The values behind Lino¶
“Lino” is also an acronym of the words Linked objects (as we said in About the name “Lino”). This can help us to reflect about some values behind Lino.
Every software application has a “model” of its “world”, i.e. of the things it is designed to manage. We call this a database schema. Such a schema mainly consists of “objects” and the “relations” or “links” between them. The idea of using linked objects for this modelization has been first formulated by Edgar F. Codd in 1969 in his relational database model.
But even 50 years later this idea is still some kind of expert knowledge, known to database engineers but not to normal people.
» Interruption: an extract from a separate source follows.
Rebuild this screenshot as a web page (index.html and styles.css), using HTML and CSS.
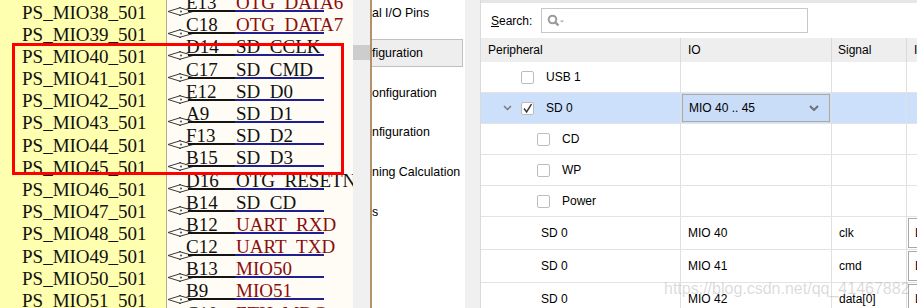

Since the early 1990s I have often observed that application developers seem to hide from the end users the fact that their application is basically “nothing but a collection of linked objects”. As if they were ashamed to admit that what they are doing is that easy.
Yes, Lino applications are that easy. They feature a transparent view of their database schema, leading to end users being intuitively aware of the structure behind what they are doing. One Lino application developer, upon realizing this, wrote: “The development is so terribly easy, that one customer looked at the code and started to code Layouts and modify models by himself and I almost felt no developer is needed anymore :-)”
No, there is no reason to feel ashamed. The world will always need professional developers because the gory details require some experience, and because it is an art to make the right choices on what to take into account and what to ignore.
The division between end users and developers is also caused naturally by specialization, which is a necessary aspect of bigger software projects. Lino does not hinder specialization but lets it happen where the project needs it.
Lino encourages communication between end users and developers. There are lots of competent developers who are unable to communicate with end users. This is where specialization becomes absurd, because a software application makes no sense without its users. Lino is optimized for developers who care about end users, and for end users who care about developers.
When end users are intuitively aware of the structure behind what they are doing, this leads to better communication between them and the developers because they speak the same language. Of course there are certain differences in vocabulary, but they stop to completely miss the point of what the other is talking about.
Lino applications give their users a feeling of being able to do it themselves. This motivates them to think about how they actually would do it themselves. The developer then just implements what they ask, no more need to translate their language or to analyze their “true needs”, because the users understand what is possible and correctly analyze what they really need.